Battery life is impressive, however, as the Nokia 1.4 has a battery life of two days, which is much longer than most modern smartphones. It’s also sure to be a dependable device, as HMD - the manufacturer of the Nokia 1.4 - says that the phone is designed to "survive falls from household surfaces all day long."
The Nokia 1.4 can be picked up for just £89 SIM-free.
Impressive battery life
No 5G support
ColourOS will divide opinion
The Oppo A72 punches well above its weight in terms of specs and performance and is a solid all-rounder for those in the market for a budget smartphone. Not only is it flashy on the outside with its reflective design, but it also packs a large 6.5-inch high-resolution display. It also has a quad-camera setup that includes a 48MP mains lens, along with a 5,000mAh battery that sees it breeze through a full day of usage.

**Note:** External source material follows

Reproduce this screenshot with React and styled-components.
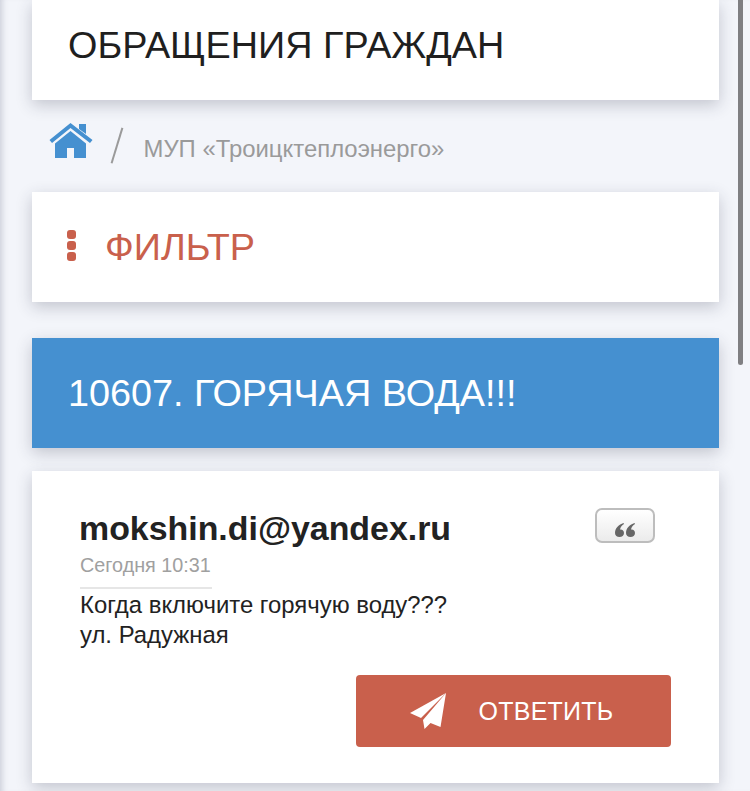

While it’s by no means the most powerful smartphone on our list - the Qualcomm Snapdragon 665 chip falls short compared to the chipmakers 7- and 8-series mobile processors - we still found it a capable, reliable device, particularly when its sub-£300 price is taken into consideration.
However, some may be put off by its custom ColorOS skin that is sure to divide opinion among users, and others may be disappointed by its lack of 5G connectivity support.
The Oppo A72 can be picked up for £219 SIM-free.